The Electoral Affairs Commission (EAC) has rejected reports of irregularities in the voter lists that were released at end-July, but admitted that some people had been registered with unconventional addresses.
Barnabas Fung, the commission’s chairman, said some voters needed to be registered with unusual addresses because of housing issues, RTHK reported.
Fung cited a UN Human Rights Convention which says that no person should be stripped of his voting rights because of his address, or lack of one, the report said.
The comments came in the wake of reports that some voters in the lists released on July 31, ahead of the district council elections scheduled for November, had given false addresses for registration.

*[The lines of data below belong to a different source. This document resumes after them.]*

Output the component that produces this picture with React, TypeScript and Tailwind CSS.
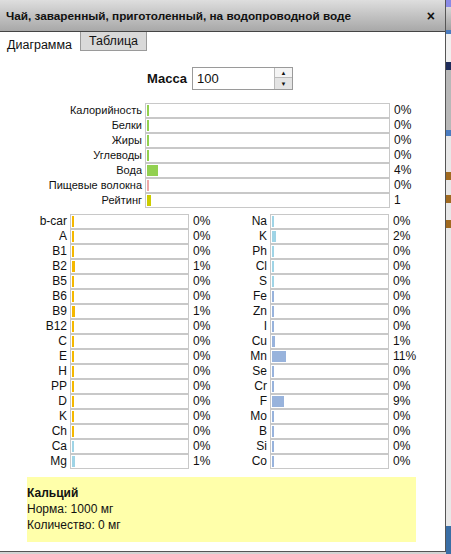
import React from "react";

type Row = { label: string; value: string; fill: number; color: string };

const macros: Row[] = [
  { label: "Калорийность", value: "0%", fill: 2, color: "bg-[#92d050]" },
  { label: "Белки", value: "0%", fill: 2, color: "bg-[#92d050]" },
  { label: "Жиры", value: "0%", fill: 2, color: "bg-[#92d050]" },
  { label: "Углеводы", value: "0%", fill: 2, color: "bg-[#92d050]" },
  { label: "Вода", value: "4%", fill: 11, color: "bg-[#92d050]" },
  { label: "Пищевые волокна", value: "0%", fill: 2, color: "bg-[#f0a8a8]" },
  { label: "Рейтинг", value: "1", fill: 4, color: "bg-[#cccc00]" },
];

const vit = "bg-[#f5b800]";
const lblue = "bg-[#9fd4e6]";
const sblue = "bg-[#98b3dc]";

const left: Row[] = [
  { label: "b-car", value: "0%", fill: 2, color: vit },
  { label: "A", value: "0%", fill: 2, color: vit },
  { label: "B1", value: "0%", fill: 2, color: vit },
  { label: "B2", value: "1%", fill: 3, color: vit },
  { label: "B5", value: "0%", fill: 2, color: vit },
  { label: "B6", value: "0%", fill: 2, color: vit },
  { label: "B9", value: "1%", fill: 3, color: vit },
  { label: "B12", value: "0%", fill: 2, color: vit },
  { label: "C", value: "0%", fill: 2, color: vit },
  { label: "E", value: "0%", fill: 2, color: vit },
  { label: "H", value: "0%", fill: 2, color: vit },
  { label: "PP", value: "0%", fill: 2, color: vit },
  { label: "D", value: "0%", fill: 2, color: vit },
  { label: "K", value: "0%", fill: 2, color: vit },
  { label: "Ch", value: "0%", fill: 2, color: vit },
  { label: "Ca", value: "0%", fill: 2, color: lblue },
  { label: "Mg", value: "1%", fill: 3, color: lblue },
];

const right: Row[] = [
  { label: "Na", value: "0%", fill: 2, color: lblue },
  { label: "K", value: "2%", fill: 4, color: lblue },
  { label: "Ph", value: "0%", fill: 2, color: lblue },
  { label: "Cl", value: "0%", fill: 2, color: lblue },
  { label: "S", value: "0%", fill: 2, color: lblue },
  { label: "Fe", value: "0%", fill: 2, color: sblue },
  { label: "Zn", value: "0%", fill: 2, color: sblue },
  { label: "I", value: "0%", fill: 2, color: sblue },
  { label: "Cu", value: "1%", fill: 3, color: sblue },
  { label: "Mn", value: "11%", fill: 14, color: sblue },
  { label: "Se", value: "0%", fill: 2, color: sblue },
  { label: "Cr", value: "0%", fill: 2, color: sblue },
  { label: "F", value: "9%", fill: 12, color: sblue },
  { label: "Mo", value: "0%", fill: 2, color: sblue },
  { label: "B", value: "0%", fill: 2, color: sblue },
  { label: "Si", value: "0%", fill: 2, color: sblue },
  { label: "Co", value: "0%", fill: 2, color: sblue },
];

function BarRow({ row, labelW, barW, small }: { row: Row; labelW: string; barW: string; small?: boolean }) {
  return (
    <div className="flex h-[15px] items-center">
      <div className={`${labelW} shrink-0 pr-[3px] text-right leading-[15px] ${small ? "text-[11px]" : ""}`}>
        {row.label}
      </div>
      <div className={`${barW} h-[15px] shrink-0 border border-[#c8c8c8] bg-white py-[1px] pl-[1px]`}>
        <div className={`h-full ${row.color}`} style={{ width: row.fill }} />
      </div>
      <div className="pl-[4px] leading-[15px]">{row.value}</div>
    </div>
  );
}

export default function App() {
  return (
    <div className="flex h-[554px] w-[451px] bg-[#d4d4d4] font-['Liberation_Sans',Arial,sans-serif] text-[12px] text-[#111]">
      <div className="flex h-[552px] w-[446px] shrink-0 flex-col border-r border-b border-[#555] bg-white">
        <div className="flex h-[32px] shrink-0 items-center justify-between border-b border-[#444] bg-gradient-to-b from-[#dedede] to-[#a8a8a8] pr-[10px] pl-[6px]">
          <span className="text-[11.75px] font-bold">Чай, заваренный, приготоленный, на водопроводной воде</span>
          <span className="text-[14px] font-bold leading-none">×</span>
        </div>
        <div className="flex h-[22px] shrink-0 items-start text-[12.5px]">
          <div className="w-[80px] pt-[6px] pl-[7px] leading-[15px]">Диаграмма</div>
          <div className="h-[19px] w-[67px] border-x border-b border-[#9a9a9a] bg-[#d9d9d9] pt-[2px] text-center leading-[15px]">Таблица</div>
        </div>
        <div className="mt-[13px] flex items-center pl-[147px]">
          <span className="w-[45px] text-[13px] font-bold">Масса</span>
          <div className="flex h-[23px] w-[101px] border border-[#9a9a9a]">
            <div className="flex-1 pl-[4px] text-[13px] leading-[21px]">100</div>
            <div className="flex w-[18px] flex-col border-l border-[#bbb]">
              <div className="flex h-[10px] items-center justify-center border-b border-[#bbb] bg-[#f4f4f4] text-[6px] leading-none">▲</div>
              <div className="flex flex-1 items-center justify-center bg-[#e4e4e4] text-[6px] leading-none">▼</div>
            </div>
          </div>
        </div>
        <div className="mt-[13px] flex flex-col">
          {macros.map((r) => (
            <BarRow key={r.label} row={r} labelW="w-[145px]" barW="w-[245px]" small />
          ))}
        </div>
        <div className="mt-[6px] flex">
          <div className="flex w-[200px] flex-col">
            {left.map((r) => (
              <BarRow key={r.label} row={r} labelW="w-[70px]" barW="w-[119px]" />
            ))}
          </div>
          <div className="flex flex-col">
            {right.map((r) => (
              <BarRow key={r.label} row={r} labelW="w-[70px]" barW="w-[119px]" />
            ))}
          </div>
        </div>
        <div className="mt-[8px] ml-[27px] h-[65px] w-[389px] bg-[#ffffaa] pt-[8px] leading-[16px]">
          <div className="font-bold">Кальций</div>
          <div>Норма: 1000 мг</div>
          <div>Количество: 0 мг</div>
        </div>
      </div>
      <div className="flex flex-1 flex-col">
        <div className="h-[7px] bg-[#8a8ae6]" />
        <div className="h-[23px] bg-gradient-to-b from-[#d8d8d8] to-[#a0a0a0]" />
        <div className="h-[4px] bg-[#4a7cc0]" />
        <div className="h-[28px] bg-[#f0f0f0]" />
        <div className="h-[8px] bg-[#1e2c5a]" />
        <div className="h-[60px] bg-[#b8b8b8]" />
        <div className="h-[6px] bg-[#4a7cc0]" />
        <div className="h-[36px] bg-[#e8e8e8]" />
        <div className="h-[8px] bg-[#a06a20]" />
        <div className="h-[15px] bg-[#e8e8e8]" />
        <div className="h-[8px] bg-[#a06a20]" />
        <div className="h-[17px] bg-[#e8e8e8]" />
        <div className="h-[8px] bg-[#a06a20]" />
        <div className="flex-1 bg-[#e8e8e8]" />
        <div className="h-[28px] bg-[#3a6ea5]" />
      </div>
    </div>
  );
}
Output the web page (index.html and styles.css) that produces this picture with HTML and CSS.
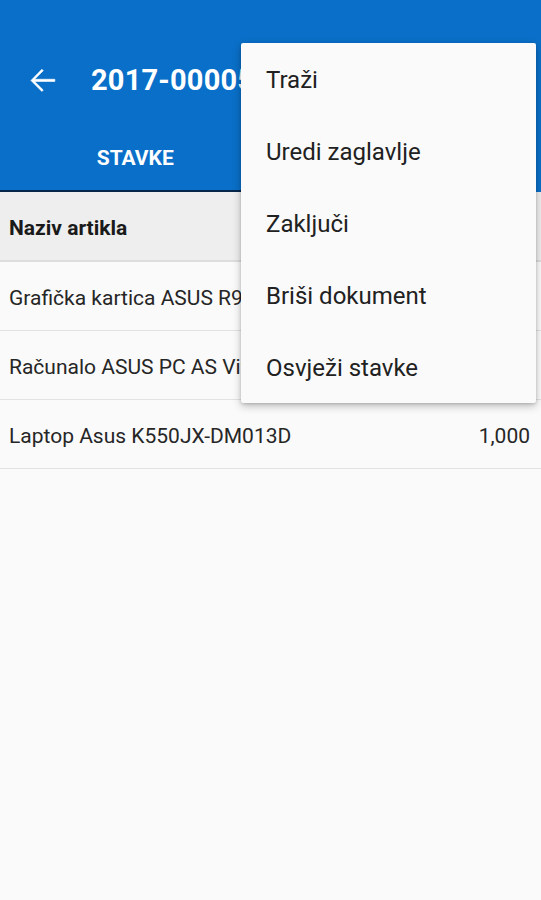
FILE: index.html
```html
<!DOCTYPE html>
<html>
<head>
<meta charset="utf-8">
<link rel="stylesheet" href="styles.css">
</head>
<body>
<div class="app">
  <header class="appbar">
    <div class="toolbar">
      <svg class="back" width="37" height="37" viewBox="0 0 24 24"><path d="M20 11.2H6.9l5.6-5.6-0.9-0.9L4.5 12l7.1 7.1 0.9-0.9-5.6-5.6H20z" fill="#fff" stroke="#fff" stroke-width="0.4"/></svg>
      <div class="title">2017-00005</div>
    </div>
    <div class="tabs">
      <div class="tab active">STAVKE</div>
      <div class="tab"></div>
    </div>
  </header>
  <div class="thead"><span>Naziv artikla</span><span class="qty"></span></div>
  <div class="row"><span>Grafička kartica ASUS R9 380</span><span class="qty"></span></div>
  <div class="row"><span>Računalo ASUS PC AS Vivo</span><span class="qty"></span></div>
  <div class="row"><span>Laptop Asus K550JX-DM013D</span><span class="qty">1,000</span></div>

  <div class="menu">
    <div class="item">Traži</div>
    <div class="item">Uredi zaglavlje</div>
    <div class="item">Zaključi</div>
    <div class="item">Briši dokument</div>
    <div class="item">Osvježi stavke</div>
  </div>
</div>
</body>
</html>
```
FILE: styles.css
```css
* { box-sizing: border-box; }
html, body { margin: 0; padding: 0; }
body { background: #fafafa; font-family: Roboto, "Noto Sans", sans-serif; width: 541px; height: 900px; overflow: hidden; }
.app { position: relative; width: 541px; height: 900px; background: #fafafa; }
.appbar { background: #0a6fc8; height: 192px; display: flex; flex-direction: column; }
.toolbar { height: 118px; display: flex; align-items: center; padding-left: 24px; padding-top: 42px; }
.back { margin-right: 30px; }
.title { color: #fff; font-size: 29px; font-weight: 700; letter-spacing: 0.2px; }
.tabs { display: flex; flex: 1; }
.tab { flex: 1; display: flex; align-items: center; justify-content: center; color: #fff; font-size: 21px; font-weight: 700; padding-top: 8px; }
.tab.active { border-bottom: 2px solid #06264a; }
.thead { height: 70px; background: #eeeeee; display: flex; align-items: center; justify-content: space-between; padding: 4px 11px 0 9px; font-size: 21px; font-weight: 700; color: #1a1a1a; border-bottom: 2px solid #dddddd; }
.row { height: 69px; display: flex; align-items: center; justify-content: space-between; padding: 3px 11px 0 9px; font-size: 21px; color: #262626; border-bottom: 1px solid #e2e2e2; }
.menu { position: absolute; left: 241px; top: 43px; width: 295px; background: #fafafa; border-radius: 2px; box-shadow: 0 3px 8px rgba(0,0,0,0.25), 0 1px 3px rgba(0,0,0,0.15); }
.item { height: 72px; display: flex; align-items: center; padding: 2px 0 0 25px; font-size: 24px; color: #212121; }
```
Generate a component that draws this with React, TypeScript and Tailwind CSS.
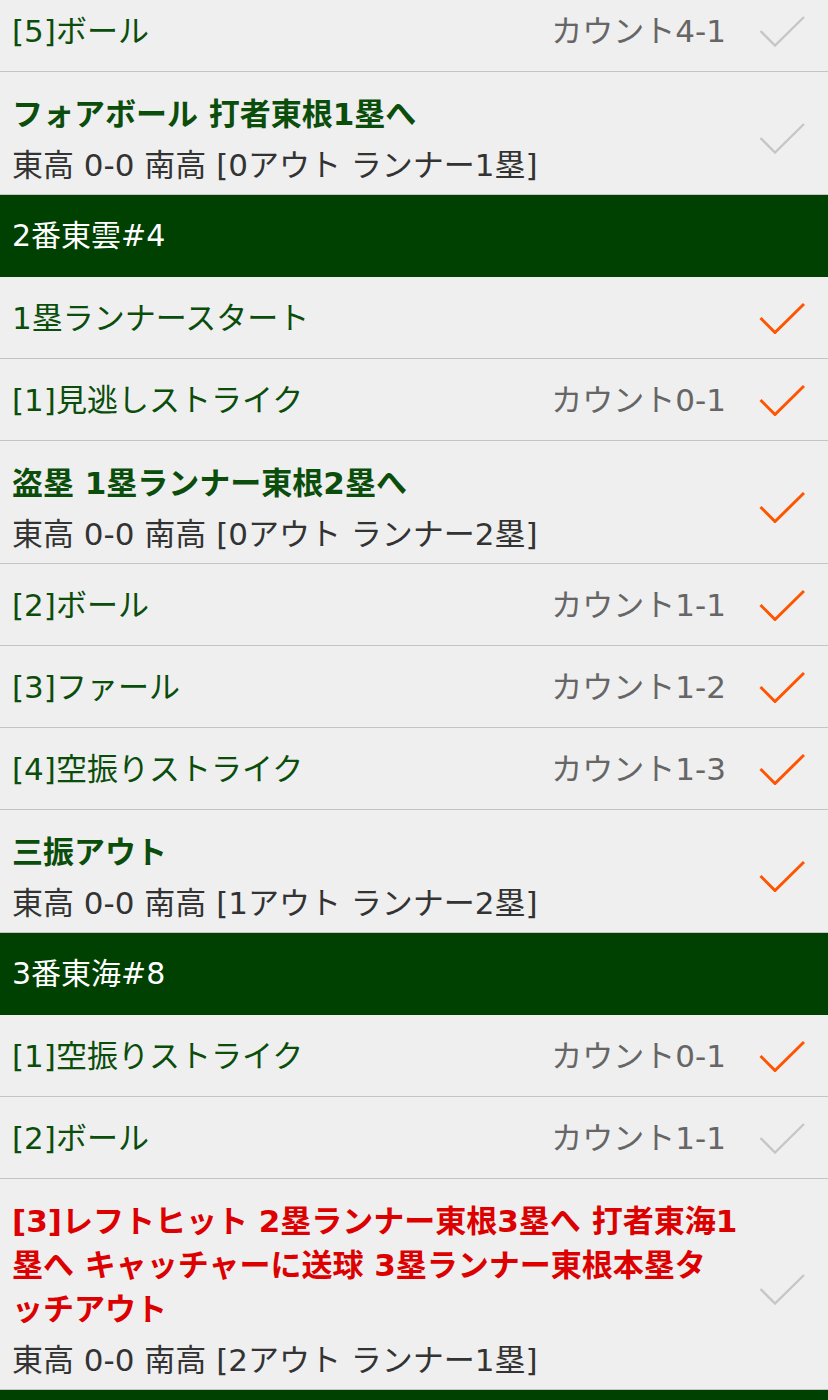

According to Apple Daily, there were 10 cases where voters have registered public spaces such as the Tsim Sha Tsui Cultural Centre, a park or even a lamppost as their address.
Questioned by reporters, Fung said the EAC has thoroughly investigated each of the atypical addresses registered, and that it was determined that there were valid grounds to accept some designated places as the persons’ only or main residence.
With regard to complaints from some people at elderly homes that they have been registered without their knowledge or consent, chief electoral officer Li Pak-hong said the EAC will launch investigations and that cases will be transferred to law enforcement agencies where applicable.
In other comments, Li said calls for immediate inspection of all elderly homes, on the basis of stray media reports, are unreasonable.
However, he assured that the EAC will conduct active checks every two or three years on elderly homes in Hong Kong as those facilities see frequent changes in residents.